Australia and India - A dynamic mix logo design with text 'Sharing mine craft?

Australia is a world-leader when it comes to safer and more sustainable mining processes. For this reason, Professor Firoz Alam at RMIT, originally from Bangladesh, believes we have a lot to offer to India. Home to the world’s second-largest population after China, it’s a huge potential market for Australia, and he believes strengthening that tie will not only benefit us economically, but also improve mining standards in India.

“It will create awareness of Australia’s experience in environment-friendly mining, resources extraction and impact-management to effectively mitigate environmental, social and safety concerns,” he says.

Securing an Australia-India Council grant in July 2019, he set about forging alliances. They included fellow RMIT Professor Reza Jazar, the CSIRO, the Indian School of Mines (ISM), and the Indian Institute of Technology (IIT). The project built towards two extremely well-attended symposiums in Kolkata and Dhanbad in January 2020.

Drawing together public and private sector mining and resources companies, government regulators, safety authorities, academics and researchers, the uptake surprised even Firoz. “It was beyond our expectation; even including the CEO of Coal India Limited and the Australian Consul-General in Kolkata, Mr Andrew Ford, and his deputy. Andrew asked me personally, ‘How did you get all these people?’ In the last year and a half, I had tried to meet with many of them and had not been able to.”

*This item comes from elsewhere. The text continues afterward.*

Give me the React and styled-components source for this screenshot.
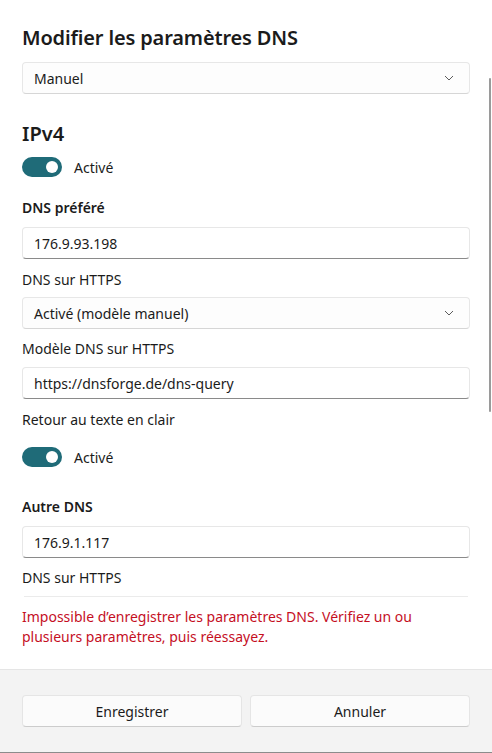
import React from "react";
import styled, { createGlobalStyle } from "styled-components";

const Global = createGlobalStyle`
  html, body { margin: 0; padding: 0; background: #ffffff; }
  * { box-sizing: border-box; }
  body { font-family: "Noto Sans", "Open Sans", sans-serif; color: #1b1b1b; }
`;

const Dialog = styled.div`
  width: 492px;
  height: 753px;
  display: flex;
  flex-direction: column;
  background: #ffffff;
  border-bottom: 1px solid #8c8c8c;
  position: relative;
`;

const Content = styled.div`
  flex: 1;
  overflow: hidden;
  display: flex;
  flex-direction: column;
  padding: 24px 22px 0 22px;
  position: relative;
`;

const ScrollThumb = styled.div`
  position: absolute;
  left: 489px;
  top: 78px;
  width: 2px;
  height: 334px;
  border-radius: 1px;
  background: #9a9a9a;
`;

const Title = styled.h1`
  margin: 0;
  font-size: 20px;
  line-height: 28px;
  font-weight: 600;
  letter-spacing: -0.15px;
`;

const SectionTitle = styled.h2`
  margin: ${(p) => p.$mt}px 0 0 0;
  font-size: 20px;
  line-height: 28px;
  font-weight: 600;
`;

const Label = styled.div`
  margin-top: ${(p) => p.$mt}px;
  font-size: 14px;
  line-height: 20px;
  font-weight: ${(p) => (p.$bold ? 600 : 400)};
`;

const Select = styled.div`
  margin-top: ${(p) => p.$mt}px;
  height: 32px;
  border: 1px solid #e7e7e7;
  border-bottom-color: #d6d6d6;
  border-radius: 4px;
  background: #fdfdfd;
  display: flex;
  align-items: center;
  justify-content: space-between;
  padding: 0 15px 0 11px;
  font-size: 14px;
`;

const Input = styled.div`
  margin-top: ${(p) => p.$mt}px;
  height: 32px;
  border: 1px solid #e7e7e7;
  border-bottom: 1px solid #8a8a8a;
  border-radius: 4px;
  background: #ffffff;
  display: flex;
  align-items: center;
  padding: 0 11px;
  font-size: 14px;
`;

const ToggleRow = styled.div`
  margin-top: ${(p) => p.$mt}px;
  display: flex;
  align-items: center;
  gap: 12px;
  height: 20px;
  font-size: 14px;
`;

const Track = styled.div`
  width: 40px;
  height: 20px;
  border-radius: 10px;
  background: #1f6b78;
  display: flex;
  align-items: center;
  justify-content: flex-end;
  padding-right: 4px;
`;

const Knob = styled.div`
  width: 12px;
  height: 12px;
  border-radius: 50%;
  background: #ffffff;
`;

const Divider = styled.div`
  margin: 8px 2px 0 2px;
  height: 1px;
  background: #ebebeb;
`;

const ErrorText = styled.div`
  margin-top: 10px;
  font-size: 14px;
  line-height: 20px;
  color: #c50f1f;
  max-width: 410px;
`;

const Footer = styled.div`
  height: 83px;
  background: #f3f3f3;
  border-top: 1px solid #e5e5e5;
  display: grid;
  grid-template-columns: 1fr 1fr;
  gap: 8px;
  padding: 25px 22px 0 22px;
  align-items: start;
`;

const Button = styled.div`
  height: 32px;
  border: 1px solid #e5e5e5;
  border-bottom-color: #cccccc;
  border-radius: 4px;
  background: #fbfbfb;
  display: flex;
  align-items: center;
  justify-content: center;
  font-size: 14px;
`;

const Chevron = () => (
  <svg width="10" height="6" viewBox="0 0 10 6">
    <polyline points="1,1 5,5 9,1" fill="none" stroke="#5c5c5c" strokeWidth="1" />
  </svg>
);

const Toggle = ({ mt, label }) => (
  <ToggleRow $mt={mt}>
    <Track>
      <Knob />
    </Track>
    {label}
  </ToggleRow>
);

export default function App() {
  return (
    <>
      <Global />
      <Dialog>
        <Content>
          <Title>Modifier les paramètres DNS</Title>
          <Select $mt={10}>
            Manuel
            <Chevron />
          </Select>
          <SectionTitle $mt={26}>IPv4</SectionTitle>
          <Toggle mt={9} label="Activé" />
          <Label $mt={21} $bold>DNS préféré</Label>
          <Input $mt={9}>176.9.93.198</Input>
          <Label $mt={11}>DNS sur HTTPS</Label>
          <Select $mt={7}>
            Activé (modèle manuel)
            <Chevron />
          </Select>
          <Label $mt={10}>Modèle DNS sur HTTPS</Label>
          <Input $mt={8}>https://dnsforge.de/dns-query</Input>
          <Label $mt={11}>Retour au texte en clair</Label>
          <Toggle mt={17} label="Activé" />
          <Label $mt={30} $bold>Autre DNS</Label>
          <Input $mt={9}>176.9.1.117</Input>
          <Label $mt={10}>DNS sur HTTPS</Label>
          <Divider />
          <ErrorText>
            Impossible d’enregistrer les paramètres DNS. Vérifiez un ou plusieurs paramètres, puis réessayez.
          </ErrorText>
        </Content>
        <ScrollThumb />
        <Footer>
          <Button>Enregistrer</Button>
          <Button>Annuler</Button>
        </Footer>
      </Dialog>
    </>
  );
}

Location was a big part of their success. “Kolkata is the largest and the most important city in the eastern part of India, so most of India’s mining and resources companies’ headquarters are located there, so we thought if we organised the symposium there, we can get the people. Some are in Dhanbad, which is the coal capital of India, so we had the second symposium there so we could cover everyone.”

The project had two primary objectives:  to develop Australia’s knowledge partnership with Indian counterparts, and to build the research and education relationship between both countries. “We have developed a network and relationships that are ongoing and strengthening,” Firoz says.

The personal touch is key when working with colleagues in India, Firoz suggests. "I found that when we have that interaction, people-to-people, that helps us achieve a lot more, and quicker.”

It’s in Firoz’ nature to connect. “One important aspect is that I was born in their part of the world. But Australia is in my heart too, because this is my adopted country. So, I have the language and I have a very strong connection with India,” he says. “That all helped me. I found that many people were very open to me and to new ideas. And many of them still keep in touch.”

With a draft proposal on mining safety enhancement in India already underway, there's plenty of potential to strengthen the bond with Australia. Firoz recommends anyone following in their footsteps focus on building trust. “Australia is in a unique position to be an important development partner of India.”

The diaspora will be vitally important, he says. "Most of the Indian subcontinent diaspora have high-level contacts in government organisations, private companies, education institutions and research organisations.”

In the face of geopolitical turmoil, it makes sense to put hard work into the relationship, rather than rely on trade with China. "We don’t know what will be in the future. That’s why I say you cannot put all eggs in one basket. You need to diversify, to provide our services and investment into wider education. Then our net will be expanded, and this way both countries will benefit.”